The other option is a partial teardown, with hopes of a quick, painless rebuild. The Nuggets could let Iggy & Brewer go, trade Miller and open with a lineup of Lawson/Fournier/Chandler/Faried/Koufos with McGee and Hamilton off the bench. They would be competitive next year, if not a lock for the playoffs. They could then bring Gallo back for 2014-15, trade Chandler and/or McGee, and have max cap room to go with Lawson, Gallo, Faried, Fournier, Hamilton, and whatever their picks turn into. If McGee turns into a player, it works out even better.

This picture is complicated by the departure of Ujiri, whose ability to turn assets into better assets was as good as any other GM's. He signed some questionable contracts (McGee in particular), but hit on the vast majority of his moves. Karl's status also appears uncertain, leaving the direction of the team up in the air.

The Nuggets have the 27th pick in the 2013 draft. They really need a 4/5 with defensive potential that can hit a jumper to pair with Faried or Koufos when the small ball is sputtering. Muscala would be a perfect fit should he unaccountably slide past Minnesota at 26. Should Gorgui Dieng fall to them, he could also fit their style. I would also not be surprised to see them choose a replacement for Andre Miller to spell Ty Lawson. Nate Wolters, Pierre Jackson, or Erick Green could be the best options there. The Nuggets are also in a good position to trade up, with assets like Chandler, McGee, Miller, or Hamilton to tempt a team picking in the teens should a player the Nuggets like begin to slide (Zeller would be an intriguing fit on this team).

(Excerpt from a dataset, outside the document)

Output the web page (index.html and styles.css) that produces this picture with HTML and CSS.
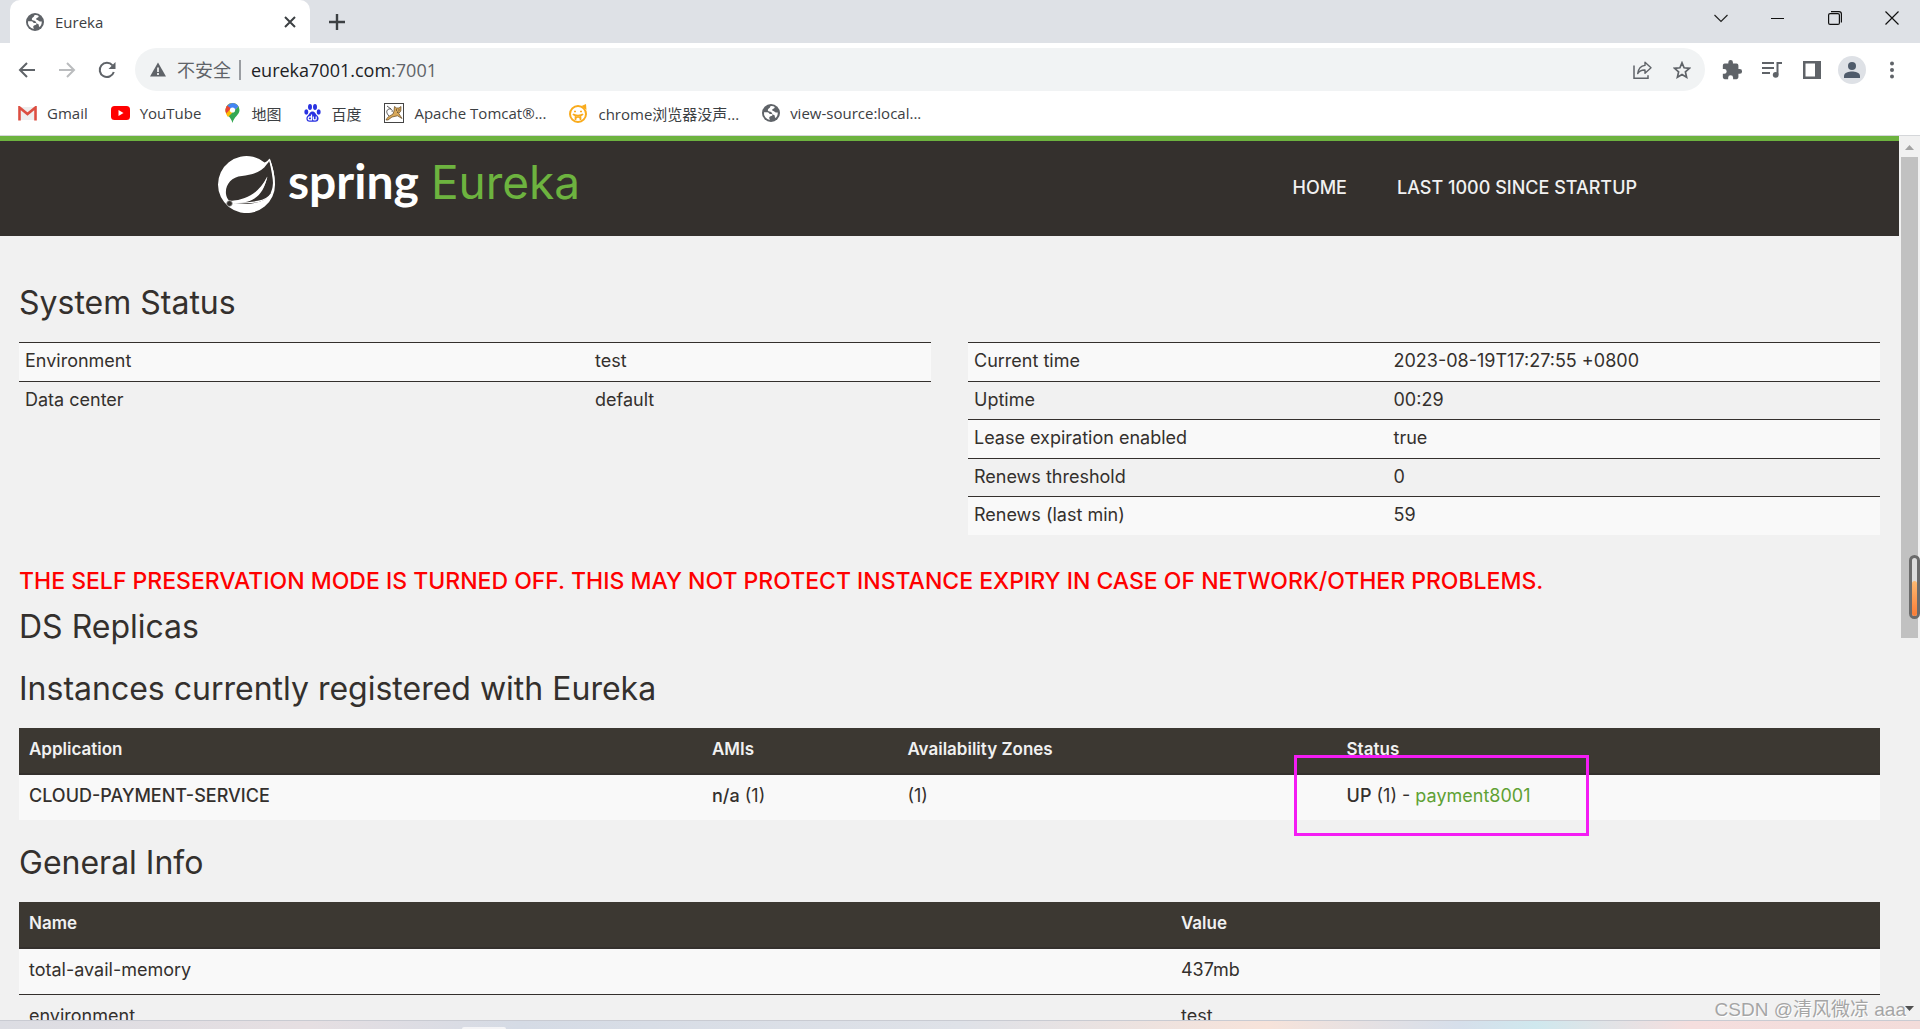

Coming off the winningest season in franchise history, the Nuggets are in solid shape. Any team that wins 57 games has talent. The questions then become, how much can they duplicate that success in the future, and how long will they wish to keep this team together. I don't expect them to make any drastic moves before the next year, but will be interested to see what the new front office accomplishes.